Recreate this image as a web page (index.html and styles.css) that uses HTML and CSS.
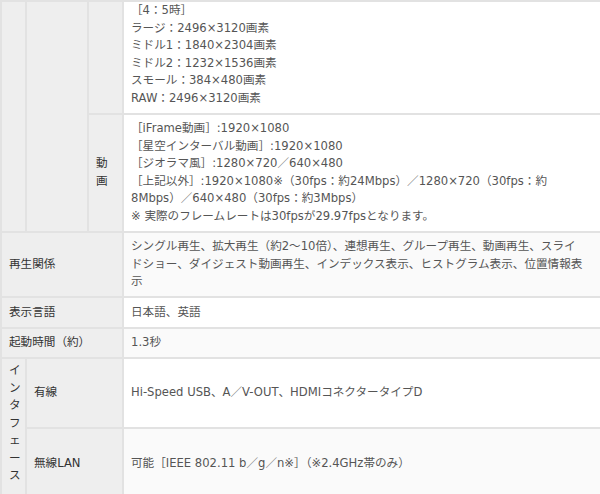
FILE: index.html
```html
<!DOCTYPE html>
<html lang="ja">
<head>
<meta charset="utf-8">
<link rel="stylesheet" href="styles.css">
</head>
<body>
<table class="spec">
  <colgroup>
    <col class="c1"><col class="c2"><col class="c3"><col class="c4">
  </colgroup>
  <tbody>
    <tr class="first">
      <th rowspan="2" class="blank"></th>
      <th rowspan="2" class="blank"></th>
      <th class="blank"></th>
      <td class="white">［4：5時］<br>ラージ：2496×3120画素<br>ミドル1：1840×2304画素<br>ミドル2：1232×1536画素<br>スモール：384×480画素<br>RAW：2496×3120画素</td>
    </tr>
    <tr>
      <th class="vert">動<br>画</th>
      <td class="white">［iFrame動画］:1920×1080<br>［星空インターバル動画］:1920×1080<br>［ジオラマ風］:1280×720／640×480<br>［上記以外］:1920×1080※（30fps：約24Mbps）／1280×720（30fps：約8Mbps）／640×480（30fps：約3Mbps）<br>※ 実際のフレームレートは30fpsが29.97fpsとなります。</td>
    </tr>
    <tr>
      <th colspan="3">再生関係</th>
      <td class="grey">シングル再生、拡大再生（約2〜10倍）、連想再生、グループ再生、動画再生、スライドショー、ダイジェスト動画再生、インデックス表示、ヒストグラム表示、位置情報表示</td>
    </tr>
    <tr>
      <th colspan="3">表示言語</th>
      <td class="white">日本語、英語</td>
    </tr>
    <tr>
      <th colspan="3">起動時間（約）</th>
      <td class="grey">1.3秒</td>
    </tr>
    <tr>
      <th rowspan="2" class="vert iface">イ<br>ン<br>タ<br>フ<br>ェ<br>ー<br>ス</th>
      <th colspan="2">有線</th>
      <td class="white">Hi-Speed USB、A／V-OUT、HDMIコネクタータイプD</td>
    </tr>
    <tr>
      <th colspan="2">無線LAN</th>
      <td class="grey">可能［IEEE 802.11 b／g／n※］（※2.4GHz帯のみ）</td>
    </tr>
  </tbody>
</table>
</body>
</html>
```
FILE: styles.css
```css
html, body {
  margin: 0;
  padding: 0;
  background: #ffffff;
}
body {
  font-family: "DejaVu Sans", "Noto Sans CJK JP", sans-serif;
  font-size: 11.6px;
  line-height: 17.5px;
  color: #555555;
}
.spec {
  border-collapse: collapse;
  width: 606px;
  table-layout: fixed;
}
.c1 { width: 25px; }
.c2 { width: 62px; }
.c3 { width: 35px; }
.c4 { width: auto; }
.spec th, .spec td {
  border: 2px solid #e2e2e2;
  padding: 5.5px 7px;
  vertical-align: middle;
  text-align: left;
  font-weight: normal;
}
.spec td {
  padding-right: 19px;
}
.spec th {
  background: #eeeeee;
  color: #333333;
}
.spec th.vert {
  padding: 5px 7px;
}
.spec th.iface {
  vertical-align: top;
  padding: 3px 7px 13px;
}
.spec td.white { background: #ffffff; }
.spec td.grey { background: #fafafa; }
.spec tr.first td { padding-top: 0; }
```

========================================

*PROBLEM:* Transcribe the material exactly, leaving every picture out.

*EXPECTED ANSWER:*
Recreate this image as a web page (index.html and styles.css) that uses HTML and CSS.
FILE: index.html
```html
<!DOCTYPE html>
<html lang="ja">
<head>
<meta charset="utf-8">
<link rel="stylesheet" href="styles.css">
</head>
<body>
<table class="spec">
  <colgroup>
    <col class="c1"><col class="c2"><col class="c3"><col class="c4">
  </colgroup>
  <tbody>
    <tr class="first">
      <th rowspan="2" class="blank"></th>
      <th rowspan="2" class="blank"></th>
      <th class="blank"></th>
      <td class="white">［4：5時］<br>ラージ：2496×3120画素<br>ミドル1：1840×2304画素<br>ミドル2：1232×1536画素<br>スモール：384×480画素<br>RAW：2496×3120画素</td>
    </tr>
    <tr>
      <th class="vert">動<br>画</th>
      <td class="white">［iFrame動画］:1920×1080<br>［星空インターバル動画］:1920×1080<br>［ジオラマ風］:1280×720／640×480<br>［上記以外］:1920×1080※（30fps：約24Mbps）／1280×720（30fps：約8Mbps）／640×480（30fps：約3Mbps）<br>※ 実際のフレームレートは30fpsが29.97fpsとなります。</td>
    </tr>
    <tr>
      <th colspan="3">再生関係</th>
      <td class="grey">シングル再生、拡大再生（約2〜10倍）、連想再生、グループ再生、動画再生、スライドショー、ダイジェスト動画再生、インデックス表示、ヒストグラム表示、位置情報表示</td>
    </tr>
    <tr>
      <th colspan="3">表示言語</th>
      <td class="white">日本語、英語</td>
    </tr>
    <tr>
      <th colspan="3">起動時間（約）</th>
      <td class="grey">1.3秒</td>
    </tr>
    <tr>
      <th rowspan="2" class="vert iface">イ<br>ン<br>タ<br>フ<br>ェ<br>ー<br>ス</th>
      <th colspan="2">有線</th>
      <td class="white">Hi-Speed USB、A／V-OUT、HDMIコネクタータイプD</td>
    </tr>
    <tr>
      <th colspan="2">無線LAN</th>
      <td class="grey">可能［IEEE 802.11 b／g／n※］（※2.4GHz帯のみ）</td>
    </tr>
  </tbody>
</table>
</body>
</html>
```
FILE: styles.css
```css
html, body {
  margin: 0;
  padding: 0;
  background: #ffffff;
}
body {
  font-family: "DejaVu Sans", "Noto Sans CJK JP", sans-serif;
  font-size: 11.6px;
  line-height: 17.5px;
  color: #555555;
}
.spec {
  border-collapse: collapse;
  width: 606px;
  table-layout: fixed;
}
.c1 { width: 25px; }
.c2 { width: 62px; }
.c3 { width: 35px; }
.c4 { width: auto; }
.spec th, .spec td {
  border: 2px solid #e2e2e2;
  padding: 5.5px 7px;
  vertical-align: middle;
  text-align: left;
  font-weight: normal;
}
.spec td {
  padding-right: 19px;
}
.spec th {
  background: #eeeeee;
  color: #333333;
}
.spec th.vert {
  padding: 5px 7px;
}
.spec th.iface {
  vertical-align: top;
  padding: 3px 7px 13px;
}
.spec td.white { background: #ffffff; }
.spec td.grey { background: #fafafa; }
.spec tr.first td { padding-top: 0; }
```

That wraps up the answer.